Monday, November 28, 2011

NEW YORK ROCHESTER SPANISH AND VISITORS CENTER

Hello faithful followers! The time has come for me to ship off to the empty sea. (Read it out loud...)

AND LET ME JUST SAY I AM STOKED.


So stoked, in fact, that I am slightly at a loss for words. Let's just say...
It's gonna be big.

And the best part, dear friends, is that it will all be documented on this here website! The Rochester mission is supposedly a pilot mission for blogging missionaries, but until we know for sure and all that, McKenna Talley shall be keeper of the blog as well as my facebook. Le address to write me at (which you should all consider doing at least once within the next 18 months) is thata way -->
and will be updated when applicable.
Uh...go team! And...bye!

Sunday, November 27, 2011

I miss your face like hell

Put your dreams away for now. I won't see you for some time.

Tuesday, November 22, 2011

Having Had Loved - MY EP!

I am SO proud to present my first album! It's titled "Having Had Loved" and you may (and should) download it (for free) here.
A good friend of mine, Mike McClellan, recorded me, edited it, and added the bass and then vocals for "Step Lightly." I am eternally grateful for him! He is absolutely wonderful. You can check out his band, The Whits, here!

Thursday, November 17, 2011

I haven't been this mad since May.

It's a good thing I'm headin out in two weeks cause I am really done with all of this. All of it. Everything.

Tuesday, November 15, 2011

Hello, my old heart. How have you been? How is it, being locked away? Don't you worry. In there, you're safe. And it's true you'll never beat, but you'll never break.

Abdication From Predestination

There is a man in South London right now who is busy and happy without me. But I will be true to him. He deserves that, and he's more than I ever hoped for.

Is it strange that growing up I expected to end up in an abusive relationship? It's true. I always assumed that it would be that way. Words can't express what a beautiful thing it is to feel that you've escaped that fate. I know that Austin would never hurt me. True, life sometimes throws curve balls. People change, and they have their own right to make their own decisions that affect us. There will be more times in my life that people let me down or purposefully hurt me. Nevertheless, I count my lucky stars that someone so gentle sees so much in me.

Monday, November 14, 2011

So much disappointing confusion of singular-plural agreement coming from a professor with a PhD.

Ay caray.

Saturday, November 5, 2011

Tonight...

I started to pack.

The strangest part now is turning to how to explain how I feel about it. The best word to describe it is probably "beautiful." Strange?

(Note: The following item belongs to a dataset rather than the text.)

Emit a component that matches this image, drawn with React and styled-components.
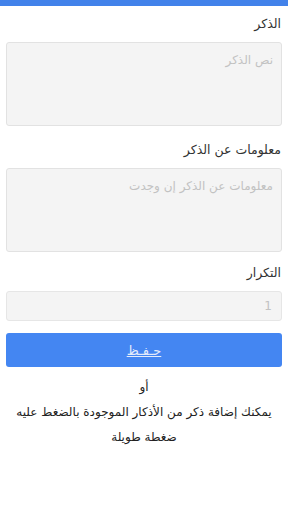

It's true though. For some reason as I'm packing all of my mission clothes and pining for my tag, I feel really pretty. I'm just in sweats with my hair back and no makeup, but as I'm preparing to give myself completely to the service of my Heavenly Father I feel beautiful. No alterations needed.


Part of the reason I started packing is because I'm antsy. The other part is to figure out what I'm missing. As it turns out I'm doing really well. I have just about everything sans bag and tiny things like tights and slips. My shoes came yesterday and they are PERFECT. Cute, comfortable, durable. Love them. I have a feeling I'll keep buying pairs like them after I get home.

(I think they look cuter on than in the picture. Never fear.)

So much is odd about this process. It's weird that I have to finish the next two months of schoolwork on my own within the next 2.5 weeks. It's strange that when I say goodbye to my coworkers it's unlikely that I'll ever see any of them again. It's odd that this has become a normal blog post. It's weird that at this moment I don't know any of the people who will surround me in a month, and I'll repeat the get-to-know-you thing another 7 weeks after that. It's weird and wonderful that once I am back in Provo Austin will be home in 2 months. I think I've done pretty well for myself while he's been gone, but being together again will be inexpressible. Especially after everything will we have gone through and learned by then. 


I am so grateful for everything. All of it. What a beautiful life.

Wednesday, November 2, 2011

Musics like these

may be the strongest tie I have holding me back from this serving a mission thing.







Opus Rouge

If the essence of a time could be captured, the majority of tonight would be apprehended.

Yes, tonight would be kept in a jar for safekeeping. You know- for those times when I might really need it.

Tuesday, November 1, 2011

Easy does it



Today was a beautiful day. It didn't feel like Halloween at all, but I'm ok with that. It was just an astounding Autumn day.